At the public meeting, held at Newark Town Hall the Ball Room was packed as were the side and anti rooms. The midweek meeting fare exceeded the numbers expected to attend with coach loads of interested people attending from Sheffield, Leeds, Bradford, Hull, Manchester and Merseyside. The attendance far exceeded the allowed numbers that should have been allowed to enter the building. The meeting was both awe inspiring and nerve racking. I will never forget it and the many hundreds of attendees. The media, both local and some national did us proud with both the coverage and allowed the new Trust or Campaign as it was then enough space to get our comments across. This led to some very rapid actions and responses from the various official bodies; Severn Trent Water, The National Rivers Authority, and others.

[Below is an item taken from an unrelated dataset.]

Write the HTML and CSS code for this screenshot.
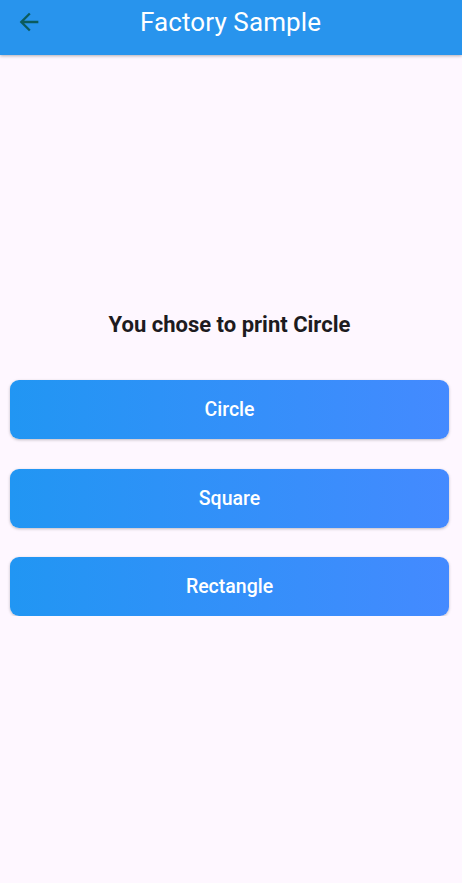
FILE: index.html
```html
<!DOCTYPE html>
<html>
<head>
<meta charset="utf-8">
<link rel="stylesheet" href="styles.css">
</head>
<body>
<header class="appbar">
  <svg class="back" viewBox="0 0 24 24" width="28" height="28"><path d="M20 11H7.83l5.59-5.59L12 4l-8 8 8 8 1.41-1.41L7.83 13H20v-2z" fill="currentColor"/></svg>
  <h1 class="title">Factory Sample</h1>
</header>
<main class="content">
  <p class="chosen">You chose to print Circle</p>
  <div class="buttons">
    <button class="btn">Circle</button>
    <button class="btn">Square</button>
    <button class="btn">Rectangle</button>
  </div>
</main>
</body>
</html>
```
FILE: styles.css
```css
html, body {
  margin: 0;
  padding: 0;
  background: #fef7ff;
  font-family: Roboto, "Noto Sans", sans-serif;
}
.appbar {
  height: 55px;
  background: #2894ed;
  box-shadow: 0 1px 3px rgba(0,0,0,0.3);
  display: flex;
  align-items: center;
  position: relative;
}
.back {
  color: #0b5b5e;
  margin-left: 15px;
  margin-top: -12px;
  flex: none;
}
.title {
  margin: 0;
  margin-top: -12px;
  margin-left: 97px;
  font-size: 26px;
  font-weight: 400;
  color: #fff;
  letter-spacing: 0.1px;
}
.content {
  padding: 0 13px 0 10px;
}
.chosen {
  margin: 257px 0 0 0;
  text-align: center;
  font-size: 22px;
  line-height: 26px;
  font-weight: 700;
  color: #1d1b20;
}
.buttons {
  margin-top: 42px;
  display: flex;
  flex-direction: column;
  gap: 29.5px;
}
.btn {
  height: 59px;
  border: none;
  border-radius: 9px;
  background: linear-gradient(to right, #2196f3, #448aff);
  color: #fff;
  font-family: Roboto, "Noto Sans", sans-serif;
  font-size: 19.5px;
  font-weight: 500;
  box-shadow: 0 1px 3px rgba(0,0,0,0.25);
  padding: 0;
}
```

The need to spend extra money on sewage treatment at locations along the river was agreed and the required permissions were sort and granted from the office of water regulation, and planning authorities. The largest excess expenditure that has ever been agreed and put in place was accomplished over a two year time scale with dramatic consequences for the river and its quality. The river ceased to be a foaming sudsy stream with bank upon bank of white burghs. Instead the water was clear; some may say gin clear or too clear. The fish stocks returned to the volumes they had been though the species cadres had altered. The nature of fishing the river has altered and now some anglers would like more colour or warmth in winter flows (this from some of the power stations that have now closed). Small things that occurred; such as a juvenile dolphin travelling the near 60 kilometres of the tidal Trent and its return to the sea unhampered by the waters, or porpoises travelling to Cromwell Weir made this period memorable. The people though are the most memorable, people who raised funds, organised discos, ran raffles on the riverbanks, the Sheffield angling shop that raised hundreds of pounds that allowed the work to be done. Two people though that saw the organisation through its formative times were Brian and May Richmond, their support and faith in the organisation were with out compare.

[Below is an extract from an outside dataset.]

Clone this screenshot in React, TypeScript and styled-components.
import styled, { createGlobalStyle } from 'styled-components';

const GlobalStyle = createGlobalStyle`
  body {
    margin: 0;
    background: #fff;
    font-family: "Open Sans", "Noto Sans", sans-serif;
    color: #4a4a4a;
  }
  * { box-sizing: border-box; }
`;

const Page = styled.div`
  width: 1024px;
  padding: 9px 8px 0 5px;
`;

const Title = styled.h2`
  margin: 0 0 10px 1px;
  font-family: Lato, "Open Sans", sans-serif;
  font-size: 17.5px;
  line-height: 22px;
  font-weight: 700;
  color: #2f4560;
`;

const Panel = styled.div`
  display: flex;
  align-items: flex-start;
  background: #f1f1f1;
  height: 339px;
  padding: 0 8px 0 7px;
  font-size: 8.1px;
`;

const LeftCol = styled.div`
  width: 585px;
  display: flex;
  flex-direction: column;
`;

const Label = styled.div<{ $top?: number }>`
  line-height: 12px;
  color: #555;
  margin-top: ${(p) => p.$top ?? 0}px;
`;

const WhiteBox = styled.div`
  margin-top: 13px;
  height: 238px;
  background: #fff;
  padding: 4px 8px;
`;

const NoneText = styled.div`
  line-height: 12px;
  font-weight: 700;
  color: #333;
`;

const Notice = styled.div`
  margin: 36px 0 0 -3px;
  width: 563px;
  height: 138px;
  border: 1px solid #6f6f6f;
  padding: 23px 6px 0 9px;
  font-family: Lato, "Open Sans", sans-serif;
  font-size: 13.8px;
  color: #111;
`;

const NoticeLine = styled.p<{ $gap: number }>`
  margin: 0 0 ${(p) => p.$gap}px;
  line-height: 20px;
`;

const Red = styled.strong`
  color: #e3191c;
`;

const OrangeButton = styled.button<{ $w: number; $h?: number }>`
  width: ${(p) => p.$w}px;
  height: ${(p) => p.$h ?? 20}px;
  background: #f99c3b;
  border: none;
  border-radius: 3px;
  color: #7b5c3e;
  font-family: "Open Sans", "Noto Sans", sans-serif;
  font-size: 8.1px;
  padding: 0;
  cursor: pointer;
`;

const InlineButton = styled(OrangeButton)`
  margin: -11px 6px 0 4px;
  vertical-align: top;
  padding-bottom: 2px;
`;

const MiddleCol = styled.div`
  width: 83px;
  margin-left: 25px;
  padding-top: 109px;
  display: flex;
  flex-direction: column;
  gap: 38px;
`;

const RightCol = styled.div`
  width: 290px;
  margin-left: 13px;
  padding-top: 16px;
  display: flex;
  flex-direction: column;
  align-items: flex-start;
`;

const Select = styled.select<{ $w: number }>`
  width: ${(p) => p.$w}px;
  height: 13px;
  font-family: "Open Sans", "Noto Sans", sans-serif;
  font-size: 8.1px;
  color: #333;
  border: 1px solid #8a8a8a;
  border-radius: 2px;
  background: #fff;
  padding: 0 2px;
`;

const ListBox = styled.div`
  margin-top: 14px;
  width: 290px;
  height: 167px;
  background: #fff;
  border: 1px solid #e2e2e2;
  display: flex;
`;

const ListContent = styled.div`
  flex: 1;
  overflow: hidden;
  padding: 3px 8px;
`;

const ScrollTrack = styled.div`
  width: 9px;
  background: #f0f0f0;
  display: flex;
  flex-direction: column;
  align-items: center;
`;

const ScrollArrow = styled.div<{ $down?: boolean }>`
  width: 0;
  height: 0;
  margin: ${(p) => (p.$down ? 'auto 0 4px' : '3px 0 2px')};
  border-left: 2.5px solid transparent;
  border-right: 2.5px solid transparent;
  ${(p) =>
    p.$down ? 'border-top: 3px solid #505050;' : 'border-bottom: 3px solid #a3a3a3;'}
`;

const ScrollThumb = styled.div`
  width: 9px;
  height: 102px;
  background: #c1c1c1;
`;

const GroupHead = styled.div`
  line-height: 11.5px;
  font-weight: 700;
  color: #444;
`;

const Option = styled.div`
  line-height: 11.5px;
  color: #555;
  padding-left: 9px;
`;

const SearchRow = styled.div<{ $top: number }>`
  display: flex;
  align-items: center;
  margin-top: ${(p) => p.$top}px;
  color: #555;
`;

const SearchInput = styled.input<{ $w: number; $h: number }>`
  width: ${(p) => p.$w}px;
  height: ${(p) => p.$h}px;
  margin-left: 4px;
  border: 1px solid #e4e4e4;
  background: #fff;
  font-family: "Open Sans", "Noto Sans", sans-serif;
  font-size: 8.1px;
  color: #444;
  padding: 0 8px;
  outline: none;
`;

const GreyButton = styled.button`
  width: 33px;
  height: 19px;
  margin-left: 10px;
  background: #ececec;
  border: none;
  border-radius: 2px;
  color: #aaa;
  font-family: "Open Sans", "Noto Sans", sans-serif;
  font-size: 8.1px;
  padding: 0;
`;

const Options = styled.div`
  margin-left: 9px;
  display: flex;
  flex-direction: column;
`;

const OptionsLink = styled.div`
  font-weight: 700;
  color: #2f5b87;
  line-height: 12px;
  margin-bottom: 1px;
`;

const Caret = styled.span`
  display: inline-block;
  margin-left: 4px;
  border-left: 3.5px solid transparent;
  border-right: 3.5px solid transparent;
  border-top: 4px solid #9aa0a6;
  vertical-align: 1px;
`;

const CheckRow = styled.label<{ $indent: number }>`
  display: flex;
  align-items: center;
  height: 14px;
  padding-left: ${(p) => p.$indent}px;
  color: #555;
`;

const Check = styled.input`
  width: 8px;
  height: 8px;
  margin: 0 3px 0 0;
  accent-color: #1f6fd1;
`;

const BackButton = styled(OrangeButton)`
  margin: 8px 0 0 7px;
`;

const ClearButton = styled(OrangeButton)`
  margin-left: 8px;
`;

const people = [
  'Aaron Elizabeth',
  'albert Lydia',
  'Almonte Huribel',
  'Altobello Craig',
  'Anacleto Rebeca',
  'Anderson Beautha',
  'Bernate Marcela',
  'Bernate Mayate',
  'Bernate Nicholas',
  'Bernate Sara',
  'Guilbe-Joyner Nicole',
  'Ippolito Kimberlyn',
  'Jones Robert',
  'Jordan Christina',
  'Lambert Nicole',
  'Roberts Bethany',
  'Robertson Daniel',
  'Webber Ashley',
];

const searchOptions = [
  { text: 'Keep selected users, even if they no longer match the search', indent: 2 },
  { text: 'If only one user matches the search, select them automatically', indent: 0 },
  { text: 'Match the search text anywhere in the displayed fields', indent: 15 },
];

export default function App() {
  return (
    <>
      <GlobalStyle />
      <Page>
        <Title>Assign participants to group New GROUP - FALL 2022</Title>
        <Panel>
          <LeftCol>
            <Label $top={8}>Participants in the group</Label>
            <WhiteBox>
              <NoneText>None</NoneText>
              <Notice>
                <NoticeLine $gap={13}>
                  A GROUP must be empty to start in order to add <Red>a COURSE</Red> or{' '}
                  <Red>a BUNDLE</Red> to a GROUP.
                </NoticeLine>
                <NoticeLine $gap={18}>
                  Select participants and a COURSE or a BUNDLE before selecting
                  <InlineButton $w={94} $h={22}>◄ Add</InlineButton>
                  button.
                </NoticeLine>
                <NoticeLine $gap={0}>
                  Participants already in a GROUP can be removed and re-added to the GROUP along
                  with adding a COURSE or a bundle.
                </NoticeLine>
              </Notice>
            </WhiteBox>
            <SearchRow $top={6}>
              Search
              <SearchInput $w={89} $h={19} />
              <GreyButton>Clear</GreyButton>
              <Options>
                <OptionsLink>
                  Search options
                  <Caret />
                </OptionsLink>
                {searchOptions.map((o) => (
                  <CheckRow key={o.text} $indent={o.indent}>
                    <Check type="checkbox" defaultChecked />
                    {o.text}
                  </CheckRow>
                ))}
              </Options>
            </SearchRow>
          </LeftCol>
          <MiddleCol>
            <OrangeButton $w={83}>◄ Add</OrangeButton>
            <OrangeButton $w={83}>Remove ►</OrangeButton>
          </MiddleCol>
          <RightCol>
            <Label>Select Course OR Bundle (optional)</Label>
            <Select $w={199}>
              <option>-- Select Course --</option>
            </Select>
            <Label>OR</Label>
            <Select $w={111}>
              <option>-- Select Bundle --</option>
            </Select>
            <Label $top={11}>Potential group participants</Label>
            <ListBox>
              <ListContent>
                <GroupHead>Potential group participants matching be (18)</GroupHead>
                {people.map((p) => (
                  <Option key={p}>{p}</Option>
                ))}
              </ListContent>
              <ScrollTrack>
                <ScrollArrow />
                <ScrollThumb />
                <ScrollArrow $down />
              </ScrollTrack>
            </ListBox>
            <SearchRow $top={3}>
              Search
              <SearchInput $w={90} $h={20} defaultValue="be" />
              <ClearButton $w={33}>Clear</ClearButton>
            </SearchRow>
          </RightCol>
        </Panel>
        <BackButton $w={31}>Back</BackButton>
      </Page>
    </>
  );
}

I had said to those that asked for the Trust to be set up that I would give two years of my life to the clean-up of the River Trent; it will not be long till that becomes 22. In that time the organisation has grown and its expertise has diversified, but it’s still got its roots imbedded in the area where it all began by the River Trent. I am proud of what the organisation has achieved and am confident that the future challenges will continue to emerge both in the UK and in many other areas of the globe. The Trust is a capable organisation that has been founded on solid research and a broad knowledge base. The ability to respond to major and minor incidents and with the near all encompassing expertise will allow it to move forward.